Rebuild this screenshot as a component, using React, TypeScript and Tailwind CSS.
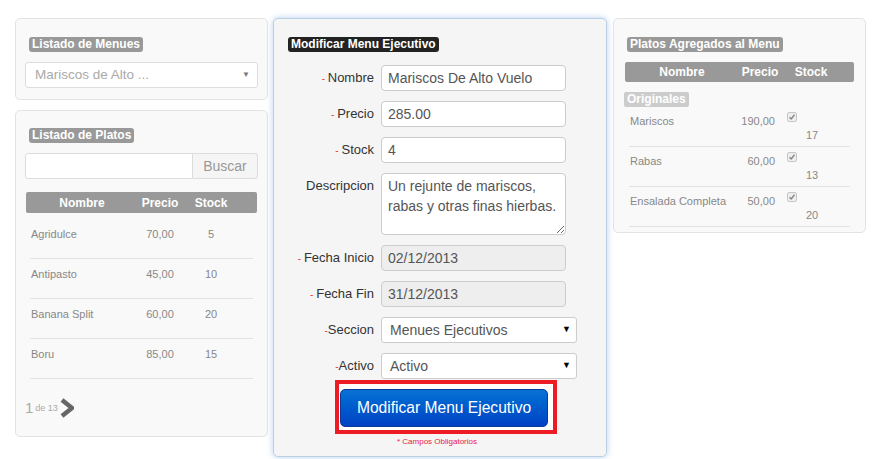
import React from 'react';

const platos = [
  { nombre: 'Agridulce', precio: '70,00', stock: '5' },
  { nombre: 'Antipasto', precio: '45,00', stock: '10' },
  { nombre: 'Banana Split', precio: '60,00', stock: '20' },
  { nombre: 'Boru', precio: '85,00', stock: '15' },
];

const agregados = [
  { nombre: 'Mariscos', precio: '190,00', stock: '17' },
  { nombre: 'Rabas', precio: '60,00', stock: '13' },
  { nombre: 'Ensalada Completa', precio: '50,00', stock: '20' },
];

const Badge = ({ children, dark }: { children: React.ReactNode; dark?: boolean }) => (
  <span
    className={`block h-[15px] px-[3px] rounded-[3px] text-[12px] leading-[15px] font-bold text-white ${
      dark ? 'bg-[#222]' : 'bg-[#999]'
    }`}
  >
    {children}
  </span>
);

const Req = ({ space = true }: { space?: boolean }) => (
  <span className="text-[#e8403a] text-[10px] align-middle">-{space ? '\u00a0' : ''}</span>
);

const FieldRow = ({
  label,
  req = true,
  space = true,
  children,
}: {
  label: string;
  req?: boolean;
  space?: boolean;
  children: React.ReactNode;
}) => (
  <div className="flex items-center h-[26px]">
    <div className="w-[100px] text-right text-[13px] text-[#333]">
      {req && <Req space={space} />}
      {label}
    </div>
    <div className="ml-[7px]">{children}</div>
  </div>
);

const TextInput = ({ value, disabled }: { value: string; disabled?: boolean }) => (
  <div
    className={`w-[185px] h-[26px] border border-[#ccc] rounded-[4px] px-[6px] text-[14px] leading-[24px] text-[#555] ${
      disabled ? 'bg-[#eee]' : 'bg-white'
    }`}
  >
    {value}
  </div>
);

const FakeSelect = ({ value }: { value: string }) => (
  <div className="w-[196px] h-[26px] border border-[#ccc] rounded-[3px] bg-white flex items-center justify-between pl-[8px] pr-[5px] text-[14px] text-[#555]">
    <span>{value}</span>
    <span className="text-[9px] text-black">▼</span>
  </div>
);

export default function App() {
  return (
    <div
      className="min-h-[459px] bg-white flex items-start pt-[18px] pl-[15px]"
      style={{ fontFamily: '"Liberation Sans", Arial, sans-serif' }}
    >
      {/* Left column */}
      <div className="w-[253px] flex flex-col gap-[10px]">
        <div className="h-[82px] border border-[#e3e3e3] rounded-[5px] bg-[#f9f9f9] pt-[18px] px-[9px]">
          <div className="flex pl-[4px]">
            <Badge>Listado de Menues</Badge>
          </div>
          <div className="mt-[10px] h-[26px] border border-[#ddd] rounded-[3px] bg-white flex items-center justify-between pl-[9px] pr-[7px]">
            <span className="text-[13.5px] text-[#aaa]">Mariscos de Alto ...</span>
            <span className="text-[8px] text-[#777]">▼</span>
          </div>
        </div>

        <div className="h-[327px] border border-[#e3e3e3] rounded-[5px] bg-[#f9f9f9] pt-[17px] px-[9px]">
          <div className="flex pl-[4px]">
            <Badge>Listado de Platos</Badge>
          </div>
          <div className="mt-[10px] flex h-[26px]">
            <div className="flex-1 border border-[#ddd] rounded-l-[3px] bg-white" />
            <div className="w-[65px] border border-l-0 border-[#ddd] rounded-r-[3px] bg-[#f5f5f5] text-[14px] text-[#999] flex items-center justify-center">
              Buscar
            </div>
          </div>
          <div className="mt-[13px] mx-[1px] h-[21px] bg-[#999] rounded-[2px] flex items-center text-[12px] font-bold text-white">
            <div className="w-[112px] text-center">Nombre</div>
            <div className="w-[44px] text-center">Precio</div>
            <div className="w-[58px] text-center">Stock</div>
          </div>
          <div className="mt-[6px] mx-[5px]">
            {platos.map((p) => (
              <div key={p.nombre} className="h-[40px] border-b border-[#e2e2e2] flex items-start pt-[7px] text-[11px] text-[#888]">
                <div className="w-[108px] pl-[1px]">{p.nombre}</div>
                <div className="w-[44px] text-center">{p.precio}</div>
                <div className="w-[58px] text-center">{p.stock}</div>
              </div>
            ))}
          </div>
          <div className="mt-[18px] flex items-center text-[#aaa]">
            <span className="text-[15px]">1</span>
            <span className="text-[9px] ml-[2px]">de 13</span>
            <svg width="14" height="20" viewBox="0 0 14 20" className="ml-[2px]">
              <path d="M2 2 L12 10 L2 18" fill="none" stroke="#666" strokeWidth="4.5" />
            </svg>
          </div>
        </div>
      </div>

      {/* Middle column */}
      <div className="ml-[5px] w-[334px] h-[439px] border border-[#bcd0e4] rounded-[5px] bg-[#f5f5f5] shadow-[0_0_6px_rgba(90,150,220,0.45)] pt-[18px]">
        <div className="flex pl-[14px]">
          <Badge dark>Modificar Menu Ejecutivo</Badge>
        </div>
        <div className="mt-[13px] flex flex-col gap-[10px]">
          <FieldRow label="Nombre">
            <TextInput value="Mariscos De Alto Vuelo" />
          </FieldRow>
          <FieldRow label="Precio">
            <TextInput value="285.00" />
          </FieldRow>
          <FieldRow label="Stock">
            <TextInput value="4" />
          </FieldRow>
          <div className="flex items-start">
            <div className="w-[100px] text-right text-[13px] text-[#333] leading-[20px] pt-[3px]">Descripcion</div>
            <textarea
              readOnly
              value={'Un rejunte de mariscos, rabas y otras finas hierbas.'}
              className="ml-[7px] w-[185px] h-[62px] border border-[#ccc] rounded-[4px] bg-white px-[6px] pt-[2px] text-[14px] leading-[20px] text-[#555] outline-none"
              style={{ fontFamily: '"Liberation Sans", Arial, sans-serif' }}
            />
          </div>
          <FieldRow label="Fecha Inicio">
            <TextInput value="02/12/2013" disabled />
          </FieldRow>
          <FieldRow label="Fecha Fin">
            <TextInput value="31/12/2013" disabled />
          </FieldRow>
          <FieldRow label="Seccion" space={false}>
            <FakeSelect value="Menues Ejecutivos" />
          </FieldRow>
          <FieldRow label="Activo" space={false}>
            <FakeSelect value="Activo" />
          </FieldRow>
        </div>
        <div className="mt-[1px] ml-[61px] w-[222px] h-[54px] border-4 border-[#ed1c24] bg-white pl-[1px] pt-[5px]">
          <button className="w-[208px] h-[38px] rounded-[5px] bg-gradient-to-b from-[#0a72d4] to-[#0040c4] text-white text-[15.6px] border border-[#0a3a9a]">
            Modificar Menu Ejecutivo
          </button>
        </div>
        <div className="mt-[2px] text-center text-[8px] text-[#e8204a] pr-[6px]">* Campos Obligatorios</div>
      </div>

      {/* Right column */}
      <div className="ml-[6px] w-[253px] h-[215px] border border-[#e3e3e3] rounded-[5px] bg-[#f9f9f9] pt-[18px] px-[10px]">
        <div className="flex pl-[3px]">
          <Badge>Platos Agregados al Menu</Badge>
        </div>
        <div className="mt-[10px] mx-[1px] h-[20px] bg-[#999] rounded-[2px] flex items-center text-[12px] font-bold text-white">
          <div className="w-[114px] text-center">Nombre</div>
          <div className="w-[42px] text-center">Precio</div>
          <div className="w-[60px] text-center">Stock</div>
        </div>
        <div className="mt-[10px] flex">
          <span className="block h-[15px] px-[3px] rounded-[2px] bg-[#ccc] text-[12px] leading-[15px] font-bold text-white">
            Originales
          </span>
        </div>
        <div className="mx-[5px]">
          {agregados.map((p) => (
            <div key={p.nombre} className="h-[40px] border-b border-[#e2e2e2] flex items-start pt-[6px] text-[11px] text-[#888]">
              <div className="w-[110px] pl-[1px]">{p.nombre}</div>
              <div className="w-[36px] text-right">{p.precio}</div>
              <div className="ml-[12px] flex flex-col">
                <span className="w-[10px] h-[10px] mt-[-1px] border border-[#c8c8c8] rounded-[2px] bg-[#eee] flex items-center justify-center">
                  <svg width="8" height="8" viewBox="0 0 8 8">
                    <path d="M1.5 4.2 L3.2 6 L6.5 1.8" fill="none" stroke="#888" strokeWidth="1.4" />
                  </svg>
                </span>
                <span className="ml-[19px] mt-[5px]">{p.stock}</span>
              </div>
            </div>
          ))}
        </div>
      </div>
    </div>
  );
}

_ _ _ _ _

# GOAL OF THE EXERCISE
Restate, line by line and word for word, everything from the top of the material through the line that contains "import React from 'react';". Leave pictures out.

# SOLUTION TO THE EXERCISE
Rebuild this screenshot as a component, using React, TypeScript and Tailwind CSS.
import React from 'react';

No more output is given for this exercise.